Task to complete: Omit every picture and output the rest of the records exactly as they are.

(Collected data entries)
━━━━━━━━━━

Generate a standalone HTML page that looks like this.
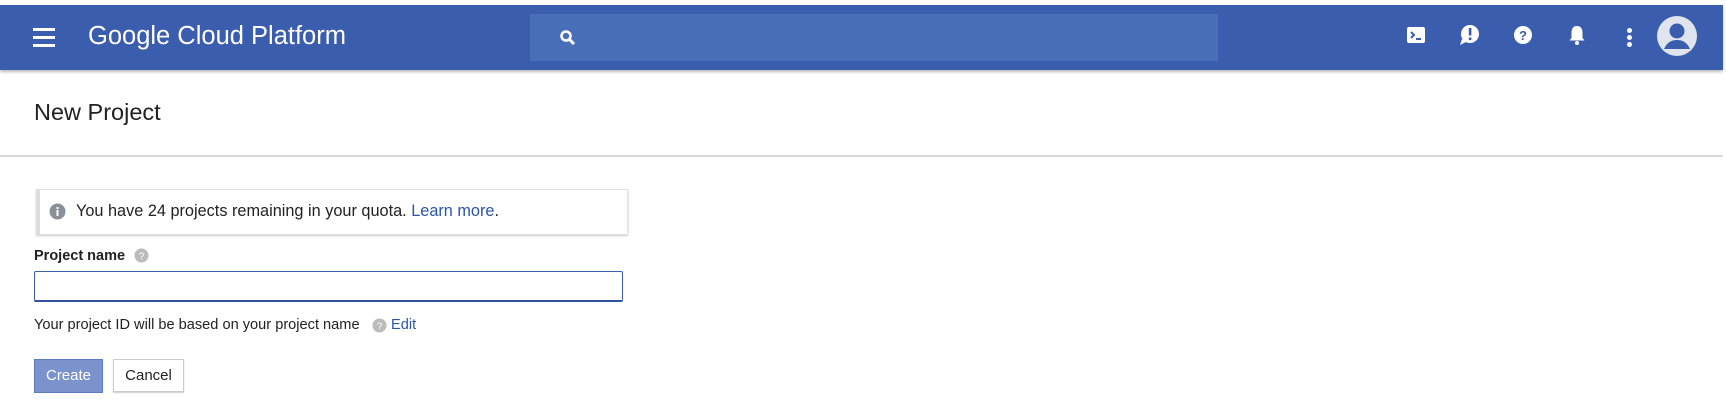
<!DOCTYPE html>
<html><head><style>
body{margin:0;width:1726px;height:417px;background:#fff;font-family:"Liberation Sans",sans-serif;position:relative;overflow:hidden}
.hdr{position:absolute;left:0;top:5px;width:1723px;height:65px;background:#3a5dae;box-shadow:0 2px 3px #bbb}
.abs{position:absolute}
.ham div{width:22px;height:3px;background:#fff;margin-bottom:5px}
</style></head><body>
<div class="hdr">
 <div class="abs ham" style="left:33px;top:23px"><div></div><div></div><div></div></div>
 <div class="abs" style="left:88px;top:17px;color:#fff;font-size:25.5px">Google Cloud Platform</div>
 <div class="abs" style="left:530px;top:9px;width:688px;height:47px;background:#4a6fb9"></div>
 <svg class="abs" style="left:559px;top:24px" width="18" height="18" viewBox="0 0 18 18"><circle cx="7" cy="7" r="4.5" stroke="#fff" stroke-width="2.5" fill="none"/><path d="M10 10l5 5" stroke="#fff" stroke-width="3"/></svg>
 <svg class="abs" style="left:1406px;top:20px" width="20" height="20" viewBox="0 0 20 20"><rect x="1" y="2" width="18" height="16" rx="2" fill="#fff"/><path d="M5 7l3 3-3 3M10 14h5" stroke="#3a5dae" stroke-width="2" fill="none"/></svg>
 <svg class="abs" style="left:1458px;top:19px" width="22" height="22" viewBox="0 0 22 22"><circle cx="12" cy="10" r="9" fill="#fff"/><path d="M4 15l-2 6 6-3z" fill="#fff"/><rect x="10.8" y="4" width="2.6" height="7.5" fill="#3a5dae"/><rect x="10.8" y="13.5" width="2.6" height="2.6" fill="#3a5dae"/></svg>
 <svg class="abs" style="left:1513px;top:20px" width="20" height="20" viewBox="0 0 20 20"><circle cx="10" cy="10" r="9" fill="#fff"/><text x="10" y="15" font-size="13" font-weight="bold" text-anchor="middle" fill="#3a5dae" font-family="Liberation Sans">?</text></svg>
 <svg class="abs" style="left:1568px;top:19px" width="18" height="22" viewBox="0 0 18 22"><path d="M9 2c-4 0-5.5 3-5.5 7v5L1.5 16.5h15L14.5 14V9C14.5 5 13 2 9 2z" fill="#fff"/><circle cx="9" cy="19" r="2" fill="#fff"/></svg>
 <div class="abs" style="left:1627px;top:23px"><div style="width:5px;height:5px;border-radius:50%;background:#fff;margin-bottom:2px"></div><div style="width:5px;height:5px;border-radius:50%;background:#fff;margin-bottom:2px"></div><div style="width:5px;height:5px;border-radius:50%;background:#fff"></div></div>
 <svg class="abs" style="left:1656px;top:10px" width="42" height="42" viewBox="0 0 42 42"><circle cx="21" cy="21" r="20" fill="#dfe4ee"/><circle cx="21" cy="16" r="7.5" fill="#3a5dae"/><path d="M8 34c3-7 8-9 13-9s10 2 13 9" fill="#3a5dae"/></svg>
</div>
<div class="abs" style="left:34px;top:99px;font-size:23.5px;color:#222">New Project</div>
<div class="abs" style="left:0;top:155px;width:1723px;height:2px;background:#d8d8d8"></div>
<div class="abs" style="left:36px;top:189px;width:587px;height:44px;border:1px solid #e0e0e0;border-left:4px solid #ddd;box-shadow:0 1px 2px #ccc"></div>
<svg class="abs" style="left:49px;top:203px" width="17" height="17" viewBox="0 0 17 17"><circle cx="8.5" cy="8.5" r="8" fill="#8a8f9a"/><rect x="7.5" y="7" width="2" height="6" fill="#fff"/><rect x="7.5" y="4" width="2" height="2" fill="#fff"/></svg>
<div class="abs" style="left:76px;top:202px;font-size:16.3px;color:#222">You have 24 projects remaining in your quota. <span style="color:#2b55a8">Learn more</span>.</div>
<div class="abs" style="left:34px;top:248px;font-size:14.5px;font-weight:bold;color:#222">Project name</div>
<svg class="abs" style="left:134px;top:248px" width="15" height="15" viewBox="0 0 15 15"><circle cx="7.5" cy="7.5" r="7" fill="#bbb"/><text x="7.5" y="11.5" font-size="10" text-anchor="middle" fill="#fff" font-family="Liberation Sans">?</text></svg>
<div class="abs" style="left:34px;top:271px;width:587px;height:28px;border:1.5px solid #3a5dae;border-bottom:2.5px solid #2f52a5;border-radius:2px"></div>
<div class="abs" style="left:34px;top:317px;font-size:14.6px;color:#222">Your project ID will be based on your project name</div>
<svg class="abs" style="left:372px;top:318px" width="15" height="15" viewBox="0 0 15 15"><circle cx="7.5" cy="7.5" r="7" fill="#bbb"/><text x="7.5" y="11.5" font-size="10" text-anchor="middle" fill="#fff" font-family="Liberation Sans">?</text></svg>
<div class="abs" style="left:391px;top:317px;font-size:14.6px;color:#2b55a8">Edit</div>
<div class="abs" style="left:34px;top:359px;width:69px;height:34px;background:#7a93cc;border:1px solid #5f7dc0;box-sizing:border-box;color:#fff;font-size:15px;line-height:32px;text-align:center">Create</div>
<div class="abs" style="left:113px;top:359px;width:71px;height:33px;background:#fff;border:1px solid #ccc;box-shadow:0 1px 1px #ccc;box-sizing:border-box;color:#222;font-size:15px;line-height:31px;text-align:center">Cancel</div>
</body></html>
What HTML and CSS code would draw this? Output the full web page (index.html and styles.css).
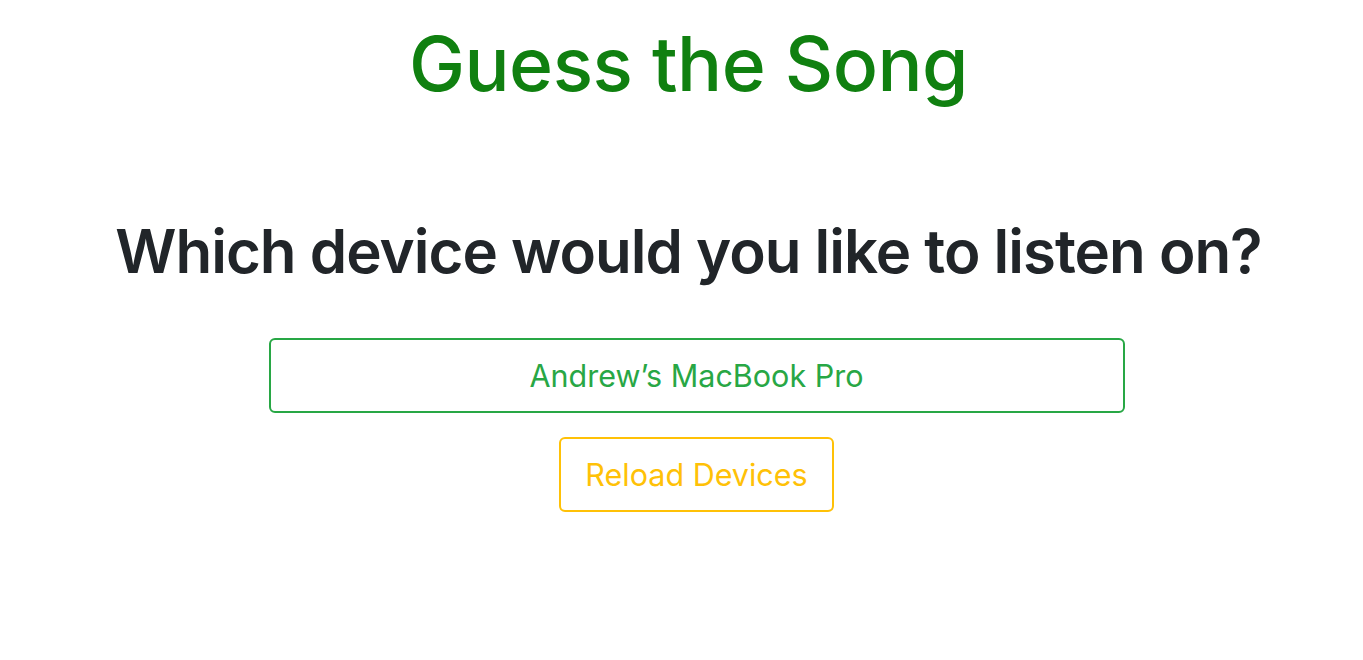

━━━━━━━━━━

Task answer:
Generate a standalone HTML page that looks like this.
<!DOCTYPE html>
<html><head><style>
body{margin:0;width:1726px;height:417px;background:#fff;font-family:"Liberation Sans",sans-serif;position:relative;overflow:hidden}
.hdr{position:absolute;left:0;top:5px;width:1723px;height:65px;background:#3a5dae;box-shadow:0 2px 3px #bbb}
.abs{position:absolute}
.ham div{width:22px;height:3px;background:#fff;margin-bottom:5px}
</style></head><body>
<div class="hdr">
 <div class="abs ham" style="left:33px;top:23px"><div></div><div></div><div></div></div>
 <div class="abs" style="left:88px;top:17px;color:#fff;font-size:25.5px">Google Cloud Platform</div>
 <div class="abs" style="left:530px;top:9px;width:688px;height:47px;background:#4a6fb9"></div>
 <svg class="abs" style="left:559px;top:24px" width="18" height="18" viewBox="0 0 18 18"><circle cx="7" cy="7" r="4.5" stroke="#fff" stroke-width="2.5" fill="none"/><path d="M10 10l5 5" stroke="#fff" stroke-width="3"/></svg>
 <svg class="abs" style="left:1406px;top:20px" width="20" height="20" viewBox="0 0 20 20"><rect x="1" y="2" width="18" height="16" rx="2" fill="#fff"/><path d="M5 7l3 3-3 3M10 14h5" stroke="#3a5dae" stroke-width="2" fill="none"/></svg>
 <svg class="abs" style="left:1458px;top:19px" width="22" height="22" viewBox="0 0 22 22"><circle cx="12" cy="10" r="9" fill="#fff"/><path d="M4 15l-2 6 6-3z" fill="#fff"/><rect x="10.8" y="4" width="2.6" height="7.5" fill="#3a5dae"/><rect x="10.8" y="13.5" width="2.6" height="2.6" fill="#3a5dae"/></svg>
 <svg class="abs" style="left:1513px;top:20px" width="20" height="20" viewBox="0 0 20 20"><circle cx="10" cy="10" r="9" fill="#fff"/><text x="10" y="15" font-size="13" font-weight="bold" text-anchor="middle" fill="#3a5dae" font-family="Liberation Sans">?</text></svg>
 <svg class="abs" style="left:1568px;top:19px" width="18" height="22" viewBox="0 0 18 22"><path d="M9 2c-4 0-5.5 3-5.5 7v5L1.5 16.5h15L14.5 14V9C14.5 5 13 2 9 2z" fill="#fff"/><circle cx="9" cy="19" r="2" fill="#fff"/></svg>
 <div class="abs" style="left:1627px;top:23px"><div style="width:5px;height:5px;border-radius:50%;background:#fff;margin-bottom:2px"></div><div style="width:5px;height:5px;border-radius:50%;background:#fff;margin-bottom:2px"></div><div style="width:5px;height:5px;border-radius:50%;background:#fff"></div></div>
 <svg class="abs" style="left:1656px;top:10px" width="42" height="42" viewBox="0 0 42 42"><circle cx="21" cy="21" r="20" fill="#dfe4ee"/><circle cx="21" cy="16" r="7.5" fill="#3a5dae"/><path d="M8 34c3-7 8-9 13-9s10 2 13 9" fill="#3a5dae"/></svg>
</div>
<div class="abs" style="left:34px;top:99px;font-size:23.5px;color:#222">New Project</div>
<div class="abs" style="left:0;top:155px;width:1723px;height:2px;background:#d8d8d8"></div>
<div class="abs" style="left:36px;top:189px;width:587px;height:44px;border:1px solid #e0e0e0;border-left:4px solid #ddd;box-shadow:0 1px 2px #ccc"></div>
<svg class="abs" style="left:49px;top:203px" width="17" height="17" viewBox="0 0 17 17"><circle cx="8.5" cy="8.5" r="8" fill="#8a8f9a"/><rect x="7.5" y="7" width="2" height="6" fill="#fff"/><rect x="7.5" y="4" width="2" height="2" fill="#fff"/></svg>
<div class="abs" style="left:76px;top:202px;font-size:16.3px;color:#222">You have 24 projects remaining in your quota. <span style="color:#2b55a8">Learn more</span>.</div>
<div class="abs" style="left:34px;top:248px;font-size:14.5px;font-weight:bold;color:#222">Project name</div>
<svg class="abs" style="left:134px;top:248px" width="15" height="15" viewBox="0 0 15 15"><circle cx="7.5" cy="7.5" r="7" fill="#bbb"/><text x="7.5" y="11.5" font-size="10" text-anchor="middle" fill="#fff" font-family="Liberation Sans">?</text></svg>
<div class="abs" style="left:34px;top:271px;width:587px;height:28px;border:1.5px solid #3a5dae;border-bottom:2.5px solid #2f52a5;border-radius:2px"></div>
<div class="abs" style="left:34px;top:317px;font-size:14.6px;color:#222">Your project ID will be based on your project name</div>
<svg class="abs" style="left:372px;top:318px" width="15" height="15" viewBox="0 0 15 15"><circle cx="7.5" cy="7.5" r="7" fill="#bbb"/><text x="7.5" y="11.5" font-size="10" text-anchor="middle" fill="#fff" font-family="Liberation Sans">?</text></svg>
<div class="abs" style="left:391px;top:317px;font-size:14.6px;color:#2b55a8">Edit</div>
<div class="abs" style="left:34px;top:359px;width:69px;height:34px;background:#7a93cc;border:1px solid #5f7dc0;box-sizing:border-box;color:#fff;font-size:15px;line-height:32px;text-align:center">Create</div>
<div class="abs" style="left:113px;top:359px;width:71px;height:33px;background:#fff;border:1px solid #ccc;box-shadow:0 1px 1px #ccc;box-sizing:border-box;color:#222;font-size:15px;line-height:31px;text-align:center">Cancel</div>
</body></html>
What HTML and CSS code would draw this? Output the full web page (index.html and styles.css).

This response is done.